Functional neuroimaging at different disease stages reveals distinct phases of neuroplastic changes in amyotrophic lateral sclerosis
Article first published online: 2 JUN 2010
Copyright © 2010 Wiley-Liss, Inc.
Human Brain Mapping
Volume 32, Issue 5, pages 750–758, May 2011
How to Cite
Mohammadi, B., Kollewe, K., Samii, A., Dengler, R. and Münte, T. F. (2011), Functional neuroimaging at different disease stages reveals distinct phases of neuroplastic changes in amyotrophic lateral sclerosis. Hum. Brain Mapp., 32: 750–758. doi: 10.1002/hbm.21064
- Issue published online: 11 APR 2011
- Article first published online: 2 JUN 2010
- Manuscript Accepted: 2 MAR 2010
- Manuscript Revised: 6 JAN 2010
- Manuscript Received: 22 SEP 2009
- DFG and BMBF
- disease progression;
- ipsilateral activation
Some previous functional magnetic resonance imaging (fMRI) studies have revealed increased activation in amyotrophic lateral sclerosis (ALS) patients but longitudinal data on such activation changes are lacking.

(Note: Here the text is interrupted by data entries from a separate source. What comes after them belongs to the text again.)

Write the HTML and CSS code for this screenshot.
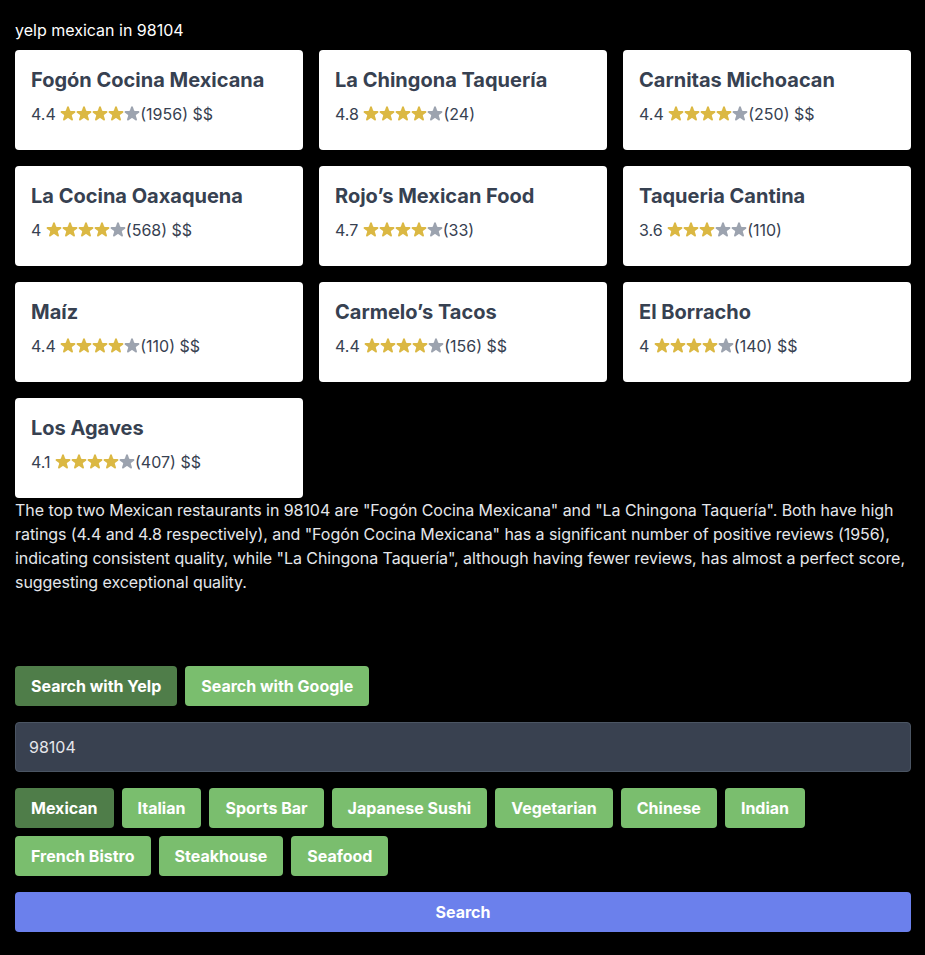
FILE: index.html
```html
<!DOCTYPE html>
<html lang="en">
<head>
<meta charset="utf-8">
<title>yelp mexican in 98104</title>
<link rel="stylesheet" href="styles.css">
</head>
<body>
<div class="page">
  <div class="query">yelp mexican in 98104</div>
  <div class="grid">
    <div class="card"><div class="name">Fogón Cocina Mexicana</div><div class="rating">4.4 <span class="stars" data-n="4"></span>(1956) $$</div></div>
    <div class="card"><div class="name">La Chingona Taquería</div><div class="rating">4.8 <span class="stars" data-n="4"></span>(24)</div></div>
    <div class="card"><div class="name">Carnitas Michoacan</div><div class="rating">4.4 <span class="stars" data-n="4"></span>(250) $$</div></div>
    <div class="card"><div class="name">La Cocina Oaxaquena</div><div class="rating">4 <span class="stars" data-n="4"></span>(568) $$</div></div>
    <div class="card"><div class="name">Rojo’s Mexican Food</div><div class="rating">4.7 <span class="stars" data-n="4"></span>(33)</div></div>
    <div class="card"><div class="name">Taqueria Cantina</div><div class="rating">3.6 <span class="stars" data-n="3"></span>(110)</div></div>
    <div class="card"><div class="name">Maíz</div><div class="rating">4.4 <span class="stars" data-n="4"></span>(110) $$</div></div>
    <div class="card"><div class="name">Carmelo’s Tacos</div><div class="rating">4.4 <span class="stars" data-n="4"></span>(156) $$</div></div>
    <div class="card"><div class="name">El Borracho</div><div class="rating">4 <span class="stars" data-n="4"></span>(140) $$</div></div>
    <div class="card"><div class="name">Los Agaves</div><div class="rating">4.1 <span class="stars" data-n="4"></span>(407) $$</div></div>
  </div>
  <p class="summary">The top two Mexican restaurants in 98104 are "Fogón Cocina Mexicana" and "La Chingona Taquería". Both have high ratings (4.4 and 4.8 respectively), and "Fogón Cocina Mexicana" has a significant number of positive reviews (1956), indicating consistent quality, while "La Chingona Taquería", although having fewer reviews, has almost a perfect score, suggesting exceptional quality.</p>

  <div class="controls">
    <div class="row">
      <button class="btn active">Search with Yelp</button>
      <button class="btn">Search with Google</button>
    </div>
    <input class="zip" type="text" value="98104">
    <div class="tags">
      <button class="btn active">Mexican</button>
      <button class="btn">Italian</button>
      <button class="btn">Sports Bar</button>
      <button class="btn">Japanese Sushi</button>
      <button class="btn">Vegetarian</button>
      <button class="btn">Chinese</button>
      <button class="btn">Indian</button>
      <button class="btn">French Bistro</button>
      <button class="btn">Steakhouse</button>
      <button class="btn">Seafood</button>
    </div>
    <button class="search">Search</button>
  </div>
</div>
<script src="script.js"></script>
</body>
</html>
```
FILE: script.js
```js
var STAR = 'M9.049 2.927c.3-.921 1.603-.921 1.902 0l1.07 3.292a1 1 0 00.95.69h3.462c.969 0 1.371 1.24.588 1.81l-2.8 2.034a1 1 0 00-.364 1.118l1.07 3.292c.3.921-.755 1.688-1.54 1.118l-2.8-2.034a1 1 0 00-1.175 0l-2.8 2.034c-.784.57-1.838-.197-1.539-1.118l1.07-3.292a1 1 0 00-.364-1.118L2.98 8.72c-.783-.57-.38-1.81.588-1.81h3.461a1 1 0 00.951-.69l1.07-3.292z';
document.querySelectorAll('.stars').forEach(function (el) {
  var n = parseInt(el.getAttribute('data-n'), 10);
  var html = '';
  for (var i = 0; i < 5; i++) {
    html += '<svg class="star ' + (i < n ? 'on' : 'off') + '" viewBox="2 2 16 16" width="16" height="16"><path d="' + STAR + '"/></svg>';
  }
  el.innerHTML = html;
});
```
FILE: styles.css
```css
* { box-sizing: border-box; }
html, body { margin: 0; padding: 0; background: #000; }
body {
  font-family: Inter, "Noto Sans", "Liberation Sans", sans-serif;
  font-size: 16px;
  line-height: 24px;
  color: #fff;
}
.page {
  width: 925px;
  padding: 18px 14px 0 15px;
}
.query { color: #fff; margin-bottom: 8px; }
.grid {
  display: grid;
  grid-template-columns: repeat(3, 288px);
  gap: 16px;
}
.card {
  background: #fff;
  border-radius: 4px;
  padding: 16px 16px 24px;
  height: 100px;
  color: #374151;
}
.name {
  font-size: 20px;
  line-height: 28px;
  font-weight: 650;
  margin-bottom: 8px;
}
.rating {
  display: flex;
  align-items: center;
  white-space: pre;
  height: 24px;
}
.stars { display: inline-flex; }
.star { display: block; width: 16px; height: 16px; }
.star.on { fill: #dbb843; }
.star.off { fill: #9ca3af; }
.summary {
  margin: 0;
  color: #e5e7eb;
  letter-spacing: -0.06px;
}
.controls { margin-top: 72px; display: flex; flex-direction: column; gap: 16px; }
.row, .tags { display: flex; flex-wrap: wrap; gap: 8px; }
.btn {
  font-family: inherit;
  font-size: 16px;
  font-weight: 700;
  line-height: 24px;
  color: #fff;
  background: #7abe6e;
  border: 0;
  border-radius: 4px;
  height: 40px;
  padding: 8px 16px;
}
.btn.active { background: #4f7d49; }
.zip {
  display: block;
  width: 896px;
  height: 50px;
  font-family: inherit;
  font-size: 16px;
  color: #e5e7eb;
  background: #394150;
  border: 1px solid #4b5563;
  border-radius: 4px;
  padding: 0 13px;
  outline: none;
}
.search {
  font-family: inherit;
  font-size: 16px;
  font-weight: 700;
  color: #fff;
  background: #6b80ec;
  border: 0;
  border-radius: 4px;
  height: 40px;
  width: 896px;
}
```
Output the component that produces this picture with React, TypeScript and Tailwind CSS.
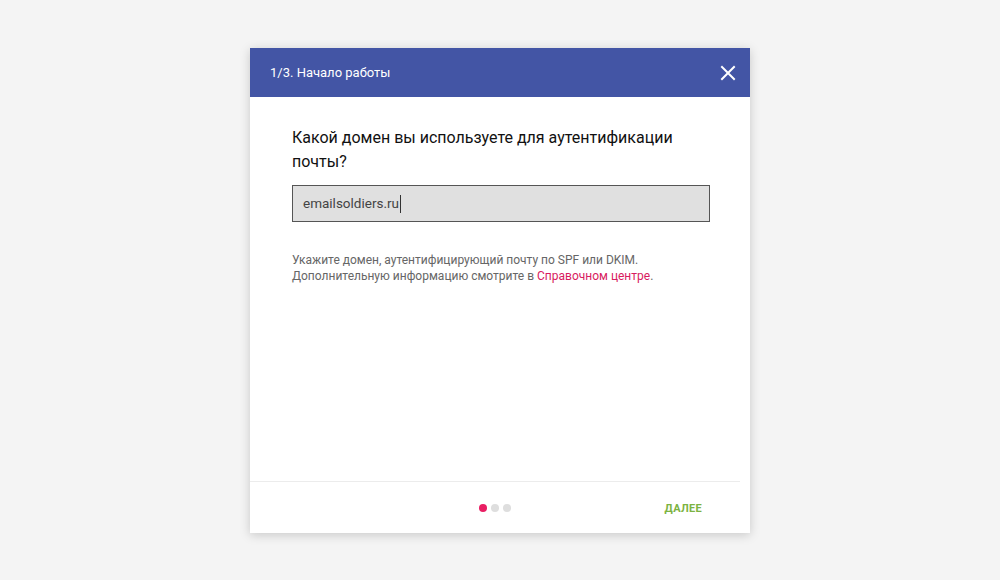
import React from "react";

export default function App() {
  return (
    <div
      className="w-[1000px] h-[580px] bg-[#f4f4f4] flex justify-center pt-[48px]"
      style={{ fontFamily: "Roboto, 'Noto Sans', sans-serif" }}
    >
      <div className="w-[500px] h-[485px] bg-white flex flex-col shadow-[0_2px_10px_rgba(0,0,0,0.18)]">
        {/* header */}
        <div className="h-[49px] bg-[#4355a5] flex items-center justify-between pl-[20px] pr-[14px]">
          <span className="text-white text-[13px]">1/3. Начало работы</span>
          <svg width="16" height="16" viewBox="0 0 16 16" className="text-white">
            <path d="M2 2L14 14M14 2L2 14" stroke="currentColor" strokeWidth="2" strokeLinecap="square" />
          </svg>
        </div>

        {/* body */}
        <div className="flex-1 pl-[42px] pr-[40px] pt-[29px]">
          <h2 className="text-[16px] leading-[24px] text-[#111] pr-[30px]">
            Какой домен вы используете для аутентификации почты?
          </h2>
          <div className="mt-[11px] h-[37px] bg-[#e0e0e0] border border-[#555] flex items-center px-[10px]">
            <span className="text-[13.5px] text-[#444]">emailsoldiers.ru</span>
            <span className="w-px h-[18px] bg-[#333] ml-px" />
          </div>
          <p className="mt-[30px] text-[12px] leading-[16px] text-[#666]">
            Укажите домен, аутентифицирующий почту по SPF или DKIM.
            <br />
            Дополнительную информацию смотрите в{" "}
            <span className="text-[#d81b60]">Справочном центре</span>.
          </p>
        </div>

        {/* footer */}
        <div className="h-px bg-[#ececec] mr-[10px]" />
        <div className="h-[51px] flex items-center relative">
          <div className="flex-1 flex justify-center gap-[4px] pr-[10px]">
            <span className="w-[8px] h-[8px] rounded-full bg-[#e91e63]" />
            <span className="w-[8px] h-[8px] rounded-full bg-[#dedede]" />
            <span className="w-[8px] h-[8px] rounded-full bg-[#dedede]" />
          </div>
          <span className="absolute right-[48px] top-[19px] text-[11px] font-bold text-[#7cb342] tracking-[0.3px]">
            ДАЛЕЕ
          </span>
        </div>
      </div>
    </div>
  );
}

To assess the time course of changes in fMRI patterns and their potential contribution to the understanding of ALS pathophysiology, we, therefore, investigated a total of 22 patients with ALS and matched control participants while they performed a blocked motor task. Patients were assigned to three groups according to whether they had no (MRC grade 5), mild (MRC 4), or marked (MRC 3) weakness of the examined right hand. Significant activations were seen in primary motor and premotor cortex, somatosensory cortex, supplementary motor area and subcortical areas in all groups. The size of the activated area in the contralateral sensorimotor cortex was increased to a similar degree in all three ALS groups compared to control participants irrespective of weakness on clinical examination. Whereas movement related signal change and beta weights extracted from the activated cluster were unchanged relative to controls in ALS patients with no weakness, a marked decrease of these parameters was seen in patients with weakness. Two distinct stages of neuroplastic changes could be identified in ALS (first: increase of the activated area in contralateral sensorimotor cortex; second: reduction of signal change and beta weights with increasing weakness). We interpret the increase of the activated area as a result of decreased intracortical inhibition and the reduction of movement related signal change and beta weights as a consequence of loss of upper motor neurons. Hum Brain Mapp, 2011. © 2010 Wiley-Liss, Inc.